Poi ci sono gli eroi. Conoscevamo già, dalle recite pesaresi dell’anno scorso, la Mathilde di Marina Rebeka: con parecchia musica in meno da cantare, la ritroviamo qui più consapevole e partecipe nell’espressione, sempre un filo acidula nel registro centrale ma anche sempre alata in quello acuto, e sempre presente per timbro, proiezione, risonanza. Molto più di Juan Diego Flórez, con lei forma una coppia perfetta Bryan Hymel come Arnold. Premessa antipatica del Beckmesser di turno: rispetto ai Troyens londinesi di due anni fa, il suo fastidioso accento yankee è ora sparito dietro una più che buona pronuncia del francese.

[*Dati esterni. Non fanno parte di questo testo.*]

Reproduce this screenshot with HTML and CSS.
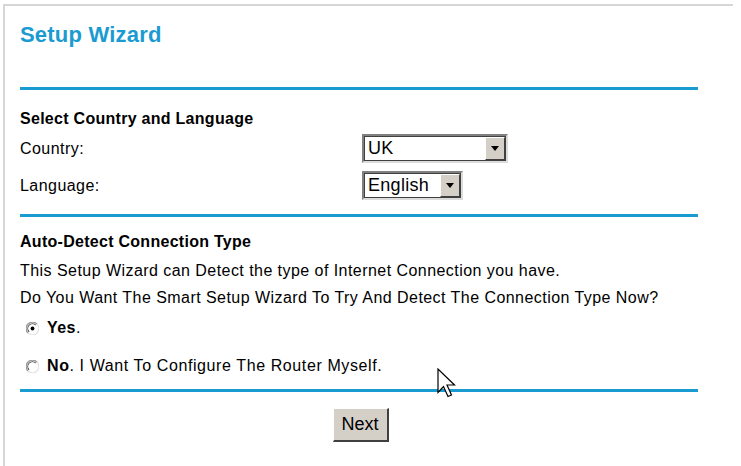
FILE: index.html
```html
<!DOCTYPE html>
<html>
<head>
<meta charset="utf-8">
<link rel="stylesheet" href="styles.css">
</head>
<body>
<div class="frame">
  <h1 class="title">Setup Wizard</h1>
  <div class="rule rule-first"></div>
  <div class="section section-country">
    <div class="heading">Select Country and Language</div>
    <div class="field">
      <span class="label">Country:</span>
      <div class="select select-wide"><span class="select-value">UK</span><span class="select-btn"><span class="tri"></span></span></div>
    </div>
    <div class="field">
      <span class="label">Language:</span>
      <div class="select select-narrow"><span class="select-value">English</span><span class="select-btn"><span class="tri"></span></span></div>
    </div>
  </div>
  <div class="rule"></div>
  <div class="section section-detect">
    <div class="heading">Auto-Detect Connection Type</div>
    <div class="lines">
      <div class="line">This Setup Wizard can Detect the type of Internet Connection you have.</div>
      <div class="line">Do You Want The Smart Setup Wizard To Try And Detect The Connection Type Now?</div>
    </div>
    <div class="radio-row radio-row-yes">
      <svg class="radio" width="13" height="13" viewBox="0 0 13 13">
        <path d="M11 2A6 6 0 0 0 2 11" fill="none" stroke="#9a9a9a" stroke-width="1.3"/>
        <path d="M2 11A6 6 0 0 0 11 2" fill="none" stroke="#e4e4e4" stroke-width="1.3"/>
        <path d="M9.8 3.2A4.6 4.6 0 0 0 3.2 9.8" fill="none" stroke="#505050" stroke-width="1.1"/>
        <circle cx="6.5" cy="6.5" r="3.9" fill="#fff"/>
        <circle cx="6.5" cy="6.5" r="1.9" fill="#000"/>
      </svg>
      <span><b>Yes</b>.</span>
    </div>
    <div class="radio-row radio-row-no">
      <svg class="radio" width="13" height="13" viewBox="0 0 13 13">
        <path d="M11 2A6 6 0 0 0 2 11" fill="none" stroke="#9a9a9a" stroke-width="1.3"/>
        <path d="M2 11A6 6 0 0 0 11 2" fill="none" stroke="#e4e4e4" stroke-width="1.3"/>
        <path d="M9.8 3.2A4.6 4.6 0 0 0 3.2 9.8" fill="none" stroke="#505050" stroke-width="1.1"/>
        <circle cx="6.5" cy="6.5" r="3.9" fill="#fff"/>
      </svg>
      <span><b>No</b>. I Want To Configure The Router Myself.</span>
    </div>
  </div>
  <div class="rule"></div>
  <div class="actions">
    <div class="button">Next</div>
  </div>
  <svg class="cursor" width="19" height="31" viewBox="0 0 19 31">
    <path d="M1 1 L1 24.5 L6.5 18.5 L11 28.5 L14.5 27 L10 17 L17.5 17 Z" fill="#fff" stroke="#000" stroke-width="1.2" stroke-linejoin="miter"/>
  </svg>
</div>
</body>
</html>
```

FILE: styles.css
```css
html, body {
  margin: 0;
  padding: 0;
  background: #fff;
}
body {
  font-family: "Liberation Sans", Arial, sans-serif;
  color: #000;
  width: 741px;
  height: 466px;
  overflow: hidden;
}
.frame {
  position: relative;
  margin: 4px 0 0 3px;
  width: 678px;
  height: 470px;
  border-left: 2px solid #d6d6d6;
  border-top: 2px solid #d6d6d6;
  padding-left: 15px;
  padding-right: 35px;
}
.title {
  margin: 0;
  padding-top: 16px;
  font-size: 22px;
  line-height: 26px;
  font-weight: bold;
  letter-spacing: 0.2px;
  color: #1a9bd1;
}
.rule {
  height: 3px;
  background: #1a9bd1;
  width: 678px;
}
.rule-first {
  margin-top: 39px;
}
.section-country {
  padding: 20px 0 10px;
}
.section-detect {
  padding: 16px 0 8px;
}
.heading {
  font-size: 16px;
  font-weight: bold;
  letter-spacing: 0.28px;
  line-height: 18px;
  height: 20px;
}
.field {
  display: flex;
  align-items: center;
  height: 37px;
  font-size: 16px;
  letter-spacing: 0.45px;
}
.label {
  width: 342px;
}
.lines {
  padding-top: 4px;
}
.line {
  font-size: 16px;
  letter-spacing: 0.45px;
  line-height: 27px;
}
.select {
  display: flex;
  align-items: stretch;
  height: 29px;
  border-top: 2px solid #808080;
  border-left: 2px solid #808080;
  border-right: 2px solid #dcdcdc;
  border-bottom: 2px solid #dcdcdc;
  background: #fff;
  box-sizing: border-box;
  outline: 1px solid #404040;
  outline-offset: -3px;
  letter-spacing: 0.3px;
}
.select-wide { width: 146px; }
.select-narrow { width: 101px; }
.select-value {
  flex: 1;
  font-size: 18px;
  line-height: 25px;
  padding-left: 4px;
}
.select-btn {
  width: 20px;
  margin: 1px;
  background: #d4d0c8;
  border-top: 1px solid #fff;
  border-left: 1px solid #fff;
  border-right: 1px solid #404040;
  border-bottom: 1px solid #404040;
  box-sizing: border-box;
  display: flex;
  align-items: center;
  justify-content: center;
}
.tri {
  width: 0;
  height: 0;
  border-left: 4px solid transparent;
  border-right: 4px solid transparent;
  border-top: 5px solid #000;
}
.radio-row {
  display: flex;
  align-items: center;
  gap: 8px;
  font-size: 16px;
  letter-spacing: 0.45px;
  height: 30px;
  padding-left: 6px;
}
.radio-row-yes {
  margin-top: 2px;
}
.radio-row-no {
  margin-top: 8px;
  letter-spacing: 0.6px;
}
.actions {
  display: flex;
  justify-content: center;
  padding-top: 16px;
  width: 678px;
}
.button {
  width: 56px;
  height: 34px;
  box-sizing: border-box;
  background: #d4d0c8;
  border-top: 1px solid #fff;
  border-left: 1px solid #fff;
  border-right: 2px solid #404040;
  border-bottom: 2px solid #404040;
  font-size: 18px;
  line-height: 30px;
  text-align: center;
  margin-left: 3px;
}
.cursor {
  position: absolute;
  left: 432px;
  top: 362px;
}
```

E il resto è una meraviglia: il timbro personale, giovanile e ricco di armonici rimane omogeneo a ogni altezza, ispirando già di per sé l’ardore amoroso e patriottico, quand’anche incerto, del personaggio; né questo significa che il fraseggio non sia già encomiabile per varietà, ricerca, efficacia. Quanto ai Do sopracuti, squillano a piacere e con tale spudorata facilità da potervici il cantante parlare sopra. Il mitico Adolphe Nourrit, che creò la parte, o l’altrettanto mitico Gilbert-Louis Duprez, che la traghettò al gusto dell’Ottocento pieno, hanno oggi un nuovo emulo e forse il migliore.